Hace 25 años veía la luz en el Magazín Dominical la primera colabo­ración con que el ignoto escritor de provincia, entonces gerente de banco en la ciudad de Armenia, iniciaba larga travesía. Tiempo después, tras seguros escarceos en el suplemento literario, uno de mis artículos pasaba a la página editorial.

No conocía a nadie del periódico. Había llegado solo, con la única carta de presentación de las cartillas tra­bajadas con empeño y convicción. Los eternos envidiosos de la literatura me atribuían padrinos y palancas que no poseía, y que yo, para guardar el enigma, nunca revelé. Quizá esta experiencia sirva de lección para los noveles periodistas que bus­can el acceso presuroso a los medios de comunicación.

Años más tarde, cuando ya el dia­rio le había dispensado mucha tinta al escritor en cierne, vine a conocer en persona a Guillermo Cano y José Salgar, maestros de periodistas, que­ con generosidad y reto me tenían abiertas las puertas de su casa.

Y aquí he permanecido hasta el día de hoy. Gracias a ellos, en primera instancia, he podido rea­lizar la clara vocación de perio­dista.

En 1986 asesinaron a Guiller­mo Cano por atacar la corrup­ción del narcotráfico que por aquellos días irrumpía en el país, y que tantos desastres causaría en los años sucesivos.

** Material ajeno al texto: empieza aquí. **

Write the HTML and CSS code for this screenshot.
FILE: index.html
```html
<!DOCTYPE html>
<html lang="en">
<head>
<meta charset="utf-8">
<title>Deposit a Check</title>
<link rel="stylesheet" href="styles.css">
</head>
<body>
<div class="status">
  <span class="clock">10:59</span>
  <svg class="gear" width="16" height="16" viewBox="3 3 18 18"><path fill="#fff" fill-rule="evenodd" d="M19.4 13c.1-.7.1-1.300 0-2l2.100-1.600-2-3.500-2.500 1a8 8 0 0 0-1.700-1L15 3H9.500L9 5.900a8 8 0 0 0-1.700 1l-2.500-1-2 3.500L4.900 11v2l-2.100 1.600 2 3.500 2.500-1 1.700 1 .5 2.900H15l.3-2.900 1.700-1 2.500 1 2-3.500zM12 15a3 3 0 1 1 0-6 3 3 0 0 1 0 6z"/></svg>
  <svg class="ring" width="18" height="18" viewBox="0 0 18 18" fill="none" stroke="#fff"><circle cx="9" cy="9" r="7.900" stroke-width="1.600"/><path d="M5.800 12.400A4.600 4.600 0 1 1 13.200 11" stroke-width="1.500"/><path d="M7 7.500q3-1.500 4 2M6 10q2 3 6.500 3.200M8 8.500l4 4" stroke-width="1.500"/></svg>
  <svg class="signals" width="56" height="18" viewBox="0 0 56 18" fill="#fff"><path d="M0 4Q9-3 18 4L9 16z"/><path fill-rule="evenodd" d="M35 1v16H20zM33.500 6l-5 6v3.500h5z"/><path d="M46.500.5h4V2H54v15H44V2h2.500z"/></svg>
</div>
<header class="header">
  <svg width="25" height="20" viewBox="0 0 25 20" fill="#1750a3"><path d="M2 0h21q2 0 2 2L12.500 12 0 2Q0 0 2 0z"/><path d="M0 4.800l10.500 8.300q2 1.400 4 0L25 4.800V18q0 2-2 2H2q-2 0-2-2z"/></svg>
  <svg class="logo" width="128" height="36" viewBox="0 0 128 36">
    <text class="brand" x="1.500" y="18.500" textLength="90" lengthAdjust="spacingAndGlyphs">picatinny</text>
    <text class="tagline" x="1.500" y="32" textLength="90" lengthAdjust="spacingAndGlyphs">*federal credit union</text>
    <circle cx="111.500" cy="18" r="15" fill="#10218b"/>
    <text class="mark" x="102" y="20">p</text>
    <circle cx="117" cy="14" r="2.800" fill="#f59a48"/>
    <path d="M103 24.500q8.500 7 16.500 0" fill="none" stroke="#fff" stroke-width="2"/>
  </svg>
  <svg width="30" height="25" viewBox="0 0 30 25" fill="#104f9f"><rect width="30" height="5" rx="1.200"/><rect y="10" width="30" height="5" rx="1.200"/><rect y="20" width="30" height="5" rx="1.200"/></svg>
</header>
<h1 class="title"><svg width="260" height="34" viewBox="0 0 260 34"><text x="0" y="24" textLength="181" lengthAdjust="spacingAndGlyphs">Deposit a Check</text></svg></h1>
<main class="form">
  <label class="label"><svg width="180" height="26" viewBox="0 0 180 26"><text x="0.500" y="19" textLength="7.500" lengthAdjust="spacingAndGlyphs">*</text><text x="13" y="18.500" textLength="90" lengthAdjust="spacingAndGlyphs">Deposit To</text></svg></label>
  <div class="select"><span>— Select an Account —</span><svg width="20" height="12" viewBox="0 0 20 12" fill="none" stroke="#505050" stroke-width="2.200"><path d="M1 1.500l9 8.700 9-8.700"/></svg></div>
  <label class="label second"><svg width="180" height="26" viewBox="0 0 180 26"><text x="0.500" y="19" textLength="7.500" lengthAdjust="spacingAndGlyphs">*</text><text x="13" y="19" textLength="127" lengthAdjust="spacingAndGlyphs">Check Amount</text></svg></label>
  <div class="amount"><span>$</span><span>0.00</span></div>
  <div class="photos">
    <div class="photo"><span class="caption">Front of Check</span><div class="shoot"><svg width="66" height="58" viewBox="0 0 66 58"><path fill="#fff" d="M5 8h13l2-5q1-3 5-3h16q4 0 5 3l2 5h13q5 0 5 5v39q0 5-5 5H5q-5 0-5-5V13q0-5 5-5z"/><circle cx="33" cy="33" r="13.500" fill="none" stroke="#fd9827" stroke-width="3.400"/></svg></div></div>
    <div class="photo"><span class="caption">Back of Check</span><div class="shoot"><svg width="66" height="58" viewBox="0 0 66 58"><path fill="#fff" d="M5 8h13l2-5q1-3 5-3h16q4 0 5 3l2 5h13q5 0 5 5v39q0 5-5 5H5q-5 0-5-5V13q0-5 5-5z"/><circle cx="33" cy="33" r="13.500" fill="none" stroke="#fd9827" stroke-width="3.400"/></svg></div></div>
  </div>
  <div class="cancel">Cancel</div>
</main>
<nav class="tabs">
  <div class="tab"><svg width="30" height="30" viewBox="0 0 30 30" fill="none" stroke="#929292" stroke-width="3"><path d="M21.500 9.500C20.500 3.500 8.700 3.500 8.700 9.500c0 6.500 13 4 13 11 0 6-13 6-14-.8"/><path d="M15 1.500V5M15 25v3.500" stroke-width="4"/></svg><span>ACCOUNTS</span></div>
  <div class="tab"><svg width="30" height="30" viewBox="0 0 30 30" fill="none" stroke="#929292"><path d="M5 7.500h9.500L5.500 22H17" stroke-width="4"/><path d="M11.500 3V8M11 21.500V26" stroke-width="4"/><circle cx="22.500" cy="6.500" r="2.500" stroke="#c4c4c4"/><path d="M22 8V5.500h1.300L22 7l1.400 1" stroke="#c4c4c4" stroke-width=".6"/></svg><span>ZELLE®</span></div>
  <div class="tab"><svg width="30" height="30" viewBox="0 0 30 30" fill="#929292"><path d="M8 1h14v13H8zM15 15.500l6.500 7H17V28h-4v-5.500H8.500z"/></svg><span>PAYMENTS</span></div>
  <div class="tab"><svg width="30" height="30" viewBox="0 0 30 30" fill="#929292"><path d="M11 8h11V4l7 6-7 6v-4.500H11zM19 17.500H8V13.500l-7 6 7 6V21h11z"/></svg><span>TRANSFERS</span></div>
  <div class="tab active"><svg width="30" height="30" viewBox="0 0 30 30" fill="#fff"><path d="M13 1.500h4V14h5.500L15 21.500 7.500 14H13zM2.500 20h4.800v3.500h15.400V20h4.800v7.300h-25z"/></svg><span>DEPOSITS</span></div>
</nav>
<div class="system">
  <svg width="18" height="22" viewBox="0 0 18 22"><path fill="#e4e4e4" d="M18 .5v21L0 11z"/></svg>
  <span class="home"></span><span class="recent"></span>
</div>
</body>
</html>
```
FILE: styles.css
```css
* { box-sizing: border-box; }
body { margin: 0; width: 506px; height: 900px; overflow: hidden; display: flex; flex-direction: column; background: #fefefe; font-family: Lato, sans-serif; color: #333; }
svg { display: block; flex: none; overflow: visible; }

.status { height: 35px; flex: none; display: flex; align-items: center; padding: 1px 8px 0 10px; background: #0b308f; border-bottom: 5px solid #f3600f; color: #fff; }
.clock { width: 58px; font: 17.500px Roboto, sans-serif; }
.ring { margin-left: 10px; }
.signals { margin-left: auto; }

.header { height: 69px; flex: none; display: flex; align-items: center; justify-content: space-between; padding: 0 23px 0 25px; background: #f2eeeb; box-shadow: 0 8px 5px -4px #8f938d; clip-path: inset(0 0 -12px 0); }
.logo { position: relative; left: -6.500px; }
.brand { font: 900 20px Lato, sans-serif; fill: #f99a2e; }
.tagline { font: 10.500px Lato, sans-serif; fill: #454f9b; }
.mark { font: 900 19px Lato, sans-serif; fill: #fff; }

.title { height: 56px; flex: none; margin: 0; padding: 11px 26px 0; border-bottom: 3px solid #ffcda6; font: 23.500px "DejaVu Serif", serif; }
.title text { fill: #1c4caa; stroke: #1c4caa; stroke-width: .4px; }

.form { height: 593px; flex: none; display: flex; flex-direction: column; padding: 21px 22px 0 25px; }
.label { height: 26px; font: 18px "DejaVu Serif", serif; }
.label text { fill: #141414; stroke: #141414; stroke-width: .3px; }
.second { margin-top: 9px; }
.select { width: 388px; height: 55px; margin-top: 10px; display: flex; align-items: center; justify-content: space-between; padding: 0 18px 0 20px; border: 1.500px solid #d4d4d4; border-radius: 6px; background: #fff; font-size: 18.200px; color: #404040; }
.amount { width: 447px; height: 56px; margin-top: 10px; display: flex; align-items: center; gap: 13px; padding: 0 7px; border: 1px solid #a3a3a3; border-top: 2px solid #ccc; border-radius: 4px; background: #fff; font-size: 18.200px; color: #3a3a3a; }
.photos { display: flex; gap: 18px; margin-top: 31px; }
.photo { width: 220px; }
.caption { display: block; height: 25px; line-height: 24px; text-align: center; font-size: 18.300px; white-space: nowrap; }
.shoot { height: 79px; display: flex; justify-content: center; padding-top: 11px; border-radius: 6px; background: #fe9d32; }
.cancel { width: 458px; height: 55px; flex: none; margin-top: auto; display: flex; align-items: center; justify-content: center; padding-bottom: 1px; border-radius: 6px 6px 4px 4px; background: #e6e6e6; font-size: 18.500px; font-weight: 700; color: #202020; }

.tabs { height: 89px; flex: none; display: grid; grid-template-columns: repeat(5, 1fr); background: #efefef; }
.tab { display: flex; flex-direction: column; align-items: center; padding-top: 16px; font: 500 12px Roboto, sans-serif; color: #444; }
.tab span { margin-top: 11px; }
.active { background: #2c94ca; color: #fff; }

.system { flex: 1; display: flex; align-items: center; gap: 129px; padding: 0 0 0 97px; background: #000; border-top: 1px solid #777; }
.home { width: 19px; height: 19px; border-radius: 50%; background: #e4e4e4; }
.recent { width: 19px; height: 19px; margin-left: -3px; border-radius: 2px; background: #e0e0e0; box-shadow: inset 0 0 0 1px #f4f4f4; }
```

Murió en defensa de sus principios como el periodista más valiente que haya tenido Colombia. No tuvo la satisfacción de celebrar en 1987 los 100 años del periódico, pero abonó con su sangre el terreno de la dignidad y de las causas que otros preten­den vulnerar. Esta es su gloria.

La nave no quedó a la deriva. Al mando saltaron dos jóvenes ti­moneles de la reserva, Juan Gui­llermo y Fernando, preparados por su maestro para desafiar las tempestades.

Hoy son los nuevos capitanes que dirigen este invicto barco de papel, retocado de tintas y vigoroso de entusiasmo, hacia las aguas procelosas del siglo XXI.